■ **Exercise aim**
Quote all of the data that follows exactly as written, skipping the images.

■ **Data section**
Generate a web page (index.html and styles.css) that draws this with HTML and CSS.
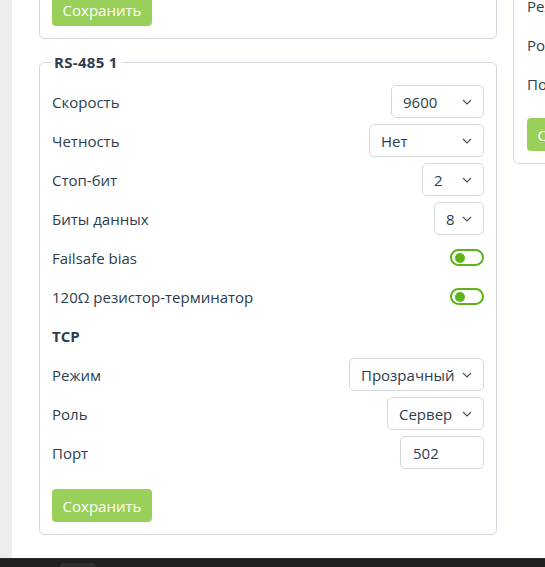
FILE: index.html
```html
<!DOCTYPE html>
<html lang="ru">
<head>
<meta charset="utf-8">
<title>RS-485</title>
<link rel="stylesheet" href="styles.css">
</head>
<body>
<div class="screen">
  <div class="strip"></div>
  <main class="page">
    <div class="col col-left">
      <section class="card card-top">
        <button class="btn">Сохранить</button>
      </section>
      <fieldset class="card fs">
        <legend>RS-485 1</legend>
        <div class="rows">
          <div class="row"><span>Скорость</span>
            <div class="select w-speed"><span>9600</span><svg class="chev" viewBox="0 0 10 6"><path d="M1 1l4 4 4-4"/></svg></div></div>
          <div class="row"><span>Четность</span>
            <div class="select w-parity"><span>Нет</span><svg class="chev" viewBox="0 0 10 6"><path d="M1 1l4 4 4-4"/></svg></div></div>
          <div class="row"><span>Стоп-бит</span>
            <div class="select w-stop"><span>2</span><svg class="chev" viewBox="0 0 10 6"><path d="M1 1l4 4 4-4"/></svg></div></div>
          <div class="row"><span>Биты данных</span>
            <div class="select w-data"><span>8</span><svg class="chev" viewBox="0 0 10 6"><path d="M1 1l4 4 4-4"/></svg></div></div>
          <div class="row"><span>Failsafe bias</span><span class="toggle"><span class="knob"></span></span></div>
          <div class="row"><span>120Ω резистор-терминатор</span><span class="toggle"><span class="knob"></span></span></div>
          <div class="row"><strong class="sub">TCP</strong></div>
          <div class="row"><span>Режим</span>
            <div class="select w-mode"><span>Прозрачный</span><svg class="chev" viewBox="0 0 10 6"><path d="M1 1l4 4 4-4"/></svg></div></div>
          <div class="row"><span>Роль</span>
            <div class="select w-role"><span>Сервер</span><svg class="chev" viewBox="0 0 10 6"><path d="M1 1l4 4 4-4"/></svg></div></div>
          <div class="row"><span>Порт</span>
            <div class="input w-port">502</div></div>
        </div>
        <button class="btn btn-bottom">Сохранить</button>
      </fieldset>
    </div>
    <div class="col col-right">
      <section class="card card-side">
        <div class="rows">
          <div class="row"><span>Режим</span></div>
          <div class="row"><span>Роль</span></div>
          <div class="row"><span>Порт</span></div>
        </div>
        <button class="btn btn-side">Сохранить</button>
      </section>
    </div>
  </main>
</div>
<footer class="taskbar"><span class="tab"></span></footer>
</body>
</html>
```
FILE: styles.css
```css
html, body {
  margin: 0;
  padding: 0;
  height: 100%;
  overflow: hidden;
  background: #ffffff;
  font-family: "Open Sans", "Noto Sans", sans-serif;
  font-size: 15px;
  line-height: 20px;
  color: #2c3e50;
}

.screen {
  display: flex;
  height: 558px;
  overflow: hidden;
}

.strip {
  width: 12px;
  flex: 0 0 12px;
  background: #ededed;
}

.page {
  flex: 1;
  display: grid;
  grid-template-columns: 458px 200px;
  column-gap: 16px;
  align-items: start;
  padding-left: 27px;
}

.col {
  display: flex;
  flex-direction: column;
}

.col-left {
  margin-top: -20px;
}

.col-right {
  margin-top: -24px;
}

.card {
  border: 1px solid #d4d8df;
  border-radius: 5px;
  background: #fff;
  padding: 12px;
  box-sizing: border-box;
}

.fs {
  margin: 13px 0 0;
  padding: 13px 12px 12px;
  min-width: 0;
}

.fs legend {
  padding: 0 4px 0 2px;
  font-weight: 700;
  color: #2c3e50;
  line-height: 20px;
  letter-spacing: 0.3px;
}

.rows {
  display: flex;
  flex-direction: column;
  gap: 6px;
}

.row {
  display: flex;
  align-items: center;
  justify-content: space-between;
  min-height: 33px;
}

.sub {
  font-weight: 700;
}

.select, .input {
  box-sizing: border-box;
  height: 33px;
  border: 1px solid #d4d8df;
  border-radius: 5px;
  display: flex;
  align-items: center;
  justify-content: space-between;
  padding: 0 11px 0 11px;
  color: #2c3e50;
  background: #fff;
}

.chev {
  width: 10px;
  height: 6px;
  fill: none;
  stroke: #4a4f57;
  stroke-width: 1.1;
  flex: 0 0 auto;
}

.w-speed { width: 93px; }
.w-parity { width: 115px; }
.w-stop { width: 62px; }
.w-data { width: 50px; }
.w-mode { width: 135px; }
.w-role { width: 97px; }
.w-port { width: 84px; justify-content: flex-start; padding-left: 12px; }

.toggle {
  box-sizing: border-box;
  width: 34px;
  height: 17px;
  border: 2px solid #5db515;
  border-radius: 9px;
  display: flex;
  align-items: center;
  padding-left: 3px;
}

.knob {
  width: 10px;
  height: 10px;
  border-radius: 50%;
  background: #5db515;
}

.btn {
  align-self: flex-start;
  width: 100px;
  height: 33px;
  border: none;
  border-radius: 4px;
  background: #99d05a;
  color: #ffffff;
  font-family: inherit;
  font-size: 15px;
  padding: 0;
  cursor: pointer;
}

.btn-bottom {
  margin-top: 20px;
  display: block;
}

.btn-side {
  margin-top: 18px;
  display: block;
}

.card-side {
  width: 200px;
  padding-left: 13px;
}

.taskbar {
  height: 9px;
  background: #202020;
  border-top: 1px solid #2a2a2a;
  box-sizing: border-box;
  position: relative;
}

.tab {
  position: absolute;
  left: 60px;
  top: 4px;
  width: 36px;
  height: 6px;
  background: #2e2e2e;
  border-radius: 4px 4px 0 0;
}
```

■ **Solution to the exercise**
Generate a web page (index.html and styles.css) that draws this with HTML and CSS.
FILE: index.html
```html
<!DOCTYPE html>
<html lang="ru">
<head>
<meta charset="utf-8">
<title>RS-485</title>
<link rel="stylesheet" href="styles.css">
</head>
<body>
<div class="screen">
  <div class="strip"></div>
  <main class="page">
    <div class="col col-left">
      <section class="card card-top">
        <button class="btn">Сохранить</button>
      </section>
      <fieldset class="card fs">
        <legend>RS-485 1</legend>
        <div class="rows">
          <div class="row"><span>Скорость</span>
            <div class="select w-speed"><span>9600</span><svg class="chev" viewBox="0 0 10 6"><path d="M1 1l4 4 4-4"/></svg></div></div>
          <div class="row"><span>Четность</span>
            <div class="select w-parity"><span>Нет</span><svg class="chev" viewBox="0 0 10 6"><path d="M1 1l4 4 4-4"/></svg></div></div>
          <div class="row"><span>Стоп-бит</span>
            <div class="select w-stop"><span>2</span><svg class="chev" viewBox="0 0 10 6"><path d="M1 1l4 4 4-4"/></svg></div></div>
          <div class="row"><span>Биты данных</span>
            <div class="select w-data"><span>8</span><svg class="chev" viewBox="0 0 10 6"><path d="M1 1l4 4 4-4"/></svg></div></div>
          <div class="row"><span>Failsafe bias</span><span class="toggle"><span class="knob"></span></span></div>
          <div class="row"><span>120Ω резистор-терминатор</span><span class="toggle"><span class="knob"></span></span></div>
          <div class="row"><strong class="sub">TCP</strong></div>
          <div class="row"><span>Режим</span>
            <div class="select w-mode"><span>Прозрачный</span><svg class="chev" viewBox="0 0 10 6"><path d="M1 1l4 4 4-4"/></svg></div></div>
          <div class="row"><span>Роль</span>
            <div class="select w-role"><span>Сервер</span><svg class="chev" viewBox="0 0 10 6"><path d="M1 1l4 4 4-4"/></svg></div></div>
          <div class="row"><span>Порт</span>
            <div class="input w-port">502</div></div>
        </div>
        <button class="btn btn-bottom">Сохранить</button>
      </fieldset>
    </div>
    <div class="col col-right">
      <section class="card card-side">
        <div class="rows">
          <div class="row"><span>Режим</span></div>
          <div class="row"><span>Роль</span></div>
          <div class="row"><span>Порт</span></div>
        </div>
        <button class="btn btn-side">Сохранить</button>
      </section>
    </div>
  </main>
</div>
<footer class="taskbar"><span class="tab"></span></footer>
</body>
</html>
```
FILE: styles.css
```css
html, body {
  margin: 0;
  padding: 0;
  height: 100%;
  overflow: hidden;
  background: #ffffff;
  font-family: "Open Sans", "Noto Sans", sans-serif;
  font-size: 15px;
  line-height: 20px;
  color: #2c3e50;
}

.screen {
  display: flex;
  height: 558px;
  overflow: hidden;
}

.strip {
  width: 12px;
  flex: 0 0 12px;
  background: #ededed;
}

.page {
  flex: 1;
  display: grid;
  grid-template-columns: 458px 200px;
  column-gap: 16px;
  align-items: start;
  padding-left: 27px;
}

.col {
  display: flex;
  flex-direction: column;
}

.col-left {
  margin-top: -20px;
}

.col-right {
  margin-top: -24px;
}

.card {
  border: 1px solid #d4d8df;
  border-radius: 5px;
  background: #fff;
  padding: 12px;
  box-sizing: border-box;
}

.fs {
  margin: 13px 0 0;
  padding: 13px 12px 12px;
  min-width: 0;
}

.fs legend {
  padding: 0 4px 0 2px;
  font-weight: 700;
  color: #2c3e50;
  line-height: 20px;
  letter-spacing: 0.3px;
}

.rows {
  display: flex;
  flex-direction: column;
  gap: 6px;
}

.row {
  display: flex;
  align-items: center;
  justify-content: space-between;
  min-height: 33px;
}

.sub {
  font-weight: 700;
}

.select, .input {
  box-sizing: border-box;
  height: 33px;
  border: 1px solid #d4d8df;
  border-radius: 5px;
  display: flex;
  align-items: center;
  justify-content: space-between;
  padding: 0 11px 0 11px;
  color: #2c3e50;
  background: #fff;
}

.chev {
  width: 10px;
  height: 6px;
  fill: none;
  stroke: #4a4f57;
  stroke-width: 1.1;
  flex: 0 0 auto;
}

.w-speed { width: 93px; }
.w-parity { width: 115px; }
.w-stop { width: 62px; }
.w-data { width: 50px; }
.w-mode { width: 135px; }
.w-role { width: 97px; }
.w-port { width: 84px; justify-content: flex-start; padding-left: 12px; }

.toggle {
  box-sizing: border-box;
  width: 34px;
  height: 17px;
  border: 2px solid #5db515;
  border-radius: 9px;
  display: flex;
  align-items: center;
  padding-left: 3px;
}

.knob {
  width: 10px;
  height: 10px;
  border-radius: 50%;
  background: #5db515;
}

.btn {
  align-self: flex-start;
  width: 100px;
  height: 33px;
  border: none;
  border-radius: 4px;
  background: #99d05a;
  color: #ffffff;
  font-family: inherit;
  font-size: 15px;
  padding: 0;
  cursor: pointer;
}

.btn-bottom {
  margin-top: 20px;
  display: block;
}

.btn-side {
  margin-top: 18px;
  display: block;
}

.card-side {
  width: 200px;
  padding-left: 13px;
}

.taskbar {
  height: 9px;
  background: #202020;
  border-top: 1px solid #2a2a2a;
  box-sizing: border-box;
  position: relative;
}

.tab {
  position: absolute;
  left: 60px;
  top: 4px;
  width: 36px;
  height: 6px;
  background: #2e2e2e;
  border-radius: 4px 4px 0 0;
}
```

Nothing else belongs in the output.